→ **EXERCISE**: Set the lines down again exactly, first line through the line that contains "type Kind = 'G' | 'P' | 'W';", with no pictures.

>> Begin RECORDED INFORMATION

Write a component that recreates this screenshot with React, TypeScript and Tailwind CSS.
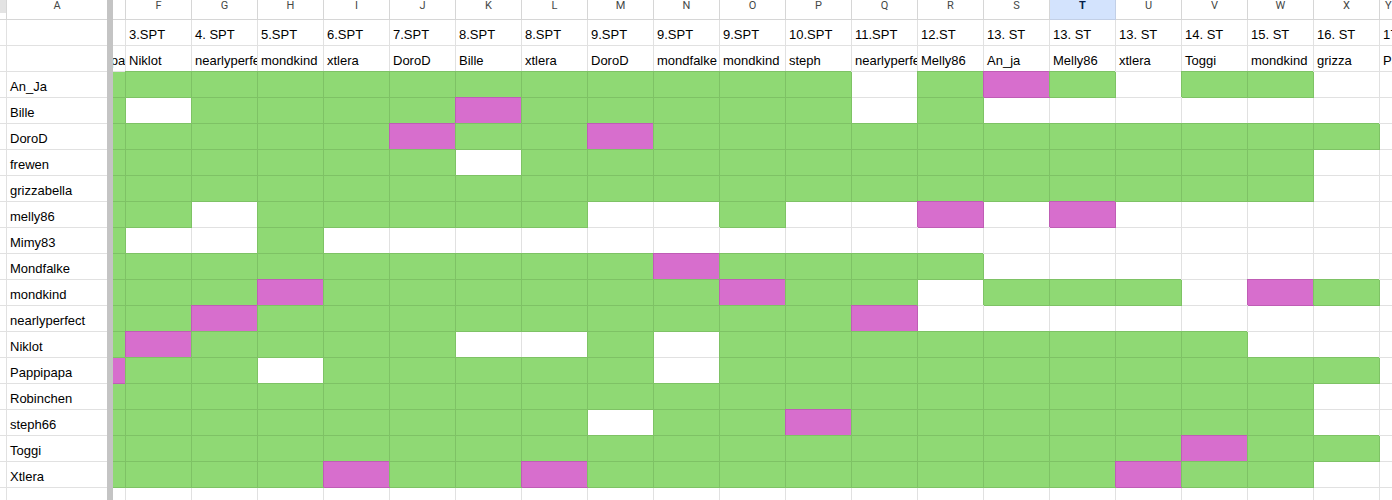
import React from 'react';

type Kind = 'G' | 'P' | 'W';

const COLS = ['F', 'G', 'H', 'I', 'J', 'K', 'L', 'M', 'N', 'O', 'P', 'Q', 'R', 'S', 'T', 'U', 'V', 'W', 'X'];

const ROUND = ['3.SPT', '4. SPT', '5.SPT', '6.SPT', '7.SPT', '8.SPT', '8.SPT', '9.SPT', '9.SPT', '9.SPT', '10.SPT', '11.SPT', '12.ST', '13. ST', '13. ST', '13. ST', '14. ST', '15. ST', '16. ST'];

const HOSTS = ['Niklot', 'nearlyperfect', 'mondkind', 'xtlera', 'DoroD', 'Bille', 'xtlera', 'DoroD', 'mondfalke', 'mondkind', 'steph', 'nearlyperfect', 'Melly86', 'An_ja', 'Melly86', 'xtlera', 'Toggi', 'mondkind', 'grizza'];

// columns E..X, one letter per cell
const PLAYERS: { name: string; cells: string }[] = [
  { name: 'An_Ja', cells: 'GGGGGGGGGGGGWGPGWGGW' },
  { name: 'Bille', cells: 'GWGGGGPGGGGGWGWWWWWW' },
  { name: 'DoroD', cells: 'GGGGGPGGPGGGGGGGGGGG' },
  { name: 'frewen', cells: 'GGGGGGWGGGGGGGGGGGGW' },
  { name: 'grizzabella', cells: 'GGGGGGGGGGGGGGGGGGGW' },
  { name: 'melly86', cells: 'GGWGGGGGWWGWWPWPWWWW' },
  { name: 'Mimy83', cells: 'GWWGWWWWWWWWWWWWWWWW' },
  { name: 'Mondfalke', cells: 'GGGGGGGGGPGGGGWWWWWW' },
  { name: 'mondkind', cells: 'GGGPGGGGGGPGGWGGGWPG' },
  { name: 'nearlyperfect', cells: 'GGPGGGGGGGGGPWWWWWWW' },
  { name: 'Niklot', cells: 'GPGGGGWWGWGGGGGGGGWW' },
  { name: 'Pappipapa', cells: 'PGGWGGGGGWGGGGGGGGGG' },
  { name: 'Robinchen', cells: 'GGGGGGGGGGGGGGGGGGGW' },
  { name: 'steph66', cells: 'GGGGGGGGWGGPGGGGGGGW' },
  { name: 'Toggi', cells: 'GGGGGGGGGGGGGGGGGPGG' },
  { name: 'Xtlera', cells: 'GGGGPGGPGGGGGGGGPGGW' },
];

const KIND_CLASS: Record<Kind, string> = {
  G: 'bg-[#8fd974] border-[#7ec265] shadow-[-1px_-1px_0_0_#7ec265]',
  P: 'bg-[#d76ecd] border-[#bf5db5] shadow-[-1px_-1px_0_0_#bf5db5]',
  W: 'bg-white border-[#e1e1e1]',
};

const textCell = 'flex items-end px-[3px] pb-[2px] leading-[16px] whitespace-nowrap overflow-hidden';

function Row({ label, kinds, texts, eText, yText }: { label?: string; kinds?: string; texts?: string[]; eText?: string; yText?: string }) {
  const e = (kinds?.[0] ?? 'W') as Kind;
  return (
    <div className="flex h-[26px] shrink-0">
      <div className="w-[7px] shrink-0 border-r border-b border-[#e1e1e1]" />
      <div className={`w-[100px] shrink-0 border-b border-[#e1e1e1] ${textCell}`}>{label}</div>
      <div className="w-[6px] shrink-0 bg-[#c4c4c4]" />
      <div className={`w-[13px] shrink-0 overflow-hidden border-r border-b ${e === 'W' ? 'bg-white border-[#e1e1e1]' : e === 'G' ? 'bg-[#8fd974] border-[#7ec265]' : 'bg-[#d76ecd] border-[#bf5db5]'}`}>
        <div className={`-ml-[53px] w-[66px] h-full ${textCell}`}>{eText}</div>
      </div>
      {COLS.map((c, i) => {
        const k = (kinds?.[i + 1] ?? 'W') as Kind;
        return (
          <div key={c} className={`w-[66px] shrink-0 border-r border-b ${KIND_CLASS[k]} ${textCell}`}>
            {texts?.[i]}
          </div>
        );
      })}
      <div className={`flex-1 border-b border-[#e1e1e1] ${textCell}`}>{yText}</div>
    </div>
  );
}

export default function App() {
  return (
    <div className="w-[1392px] h-[500px] overflow-hidden bg-white text-black text-[13px] font-['Liberation_Sans',Arial,sans-serif] flex flex-col">
      {/* column letters */}
      <div className="flex h-[20px] shrink-0 text-[11px] leading-[11px] text-[#444746] font-['Roboto',sans-serif]">
        <div className="w-[7px] shrink-0 border-r border-b border-[#d6d6d6]">
          <div className="h-[13px] bg-[#e3e3e3]" />
        </div>
        <div className="w-[100px] shrink-0 border-b border-[#d6d6d6] flex justify-center">A</div>
        <div className="w-[6px] shrink-0 bg-[#c4c4c4]" />
        <div className="w-[13px] shrink-0 border-r border-b border-[#d6d6d6]" />
        {COLS.map((c) => (
          <div
            key={c}
            className={`w-[66px] shrink-0 border-r border-b flex justify-center ${
              c === 'T' ? 'bg-[#d3e3fd] border-[#c2cfe6] text-[#041e49] font-bold' : 'border-[#d6d6d6]'
            }`}
          >
            {c}
          </div>
        ))}
        <div className="flex-1 border-b border-[#d6d6d6] pl-[5px]">Y</div>
      </div>

      <Row texts={ROUND} yText="17. ST" />
      <Row texts={HOSTS} eText="Pappipapa" yText="Pappipapa" />
      {PLAYERS.map((p) => (
        <Row key={p.name} label={p.name} kinds={p.cells} />
      ))}
      <Row />
    </div>
  );
}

>> End RECORDED INFORMATION

→ **COMPLETE ANSWER**:
Write a component that recreates this screenshot with React, TypeScript and Tailwind CSS.
import React from 'react';

type Kind = 'G' | 'P' | 'W';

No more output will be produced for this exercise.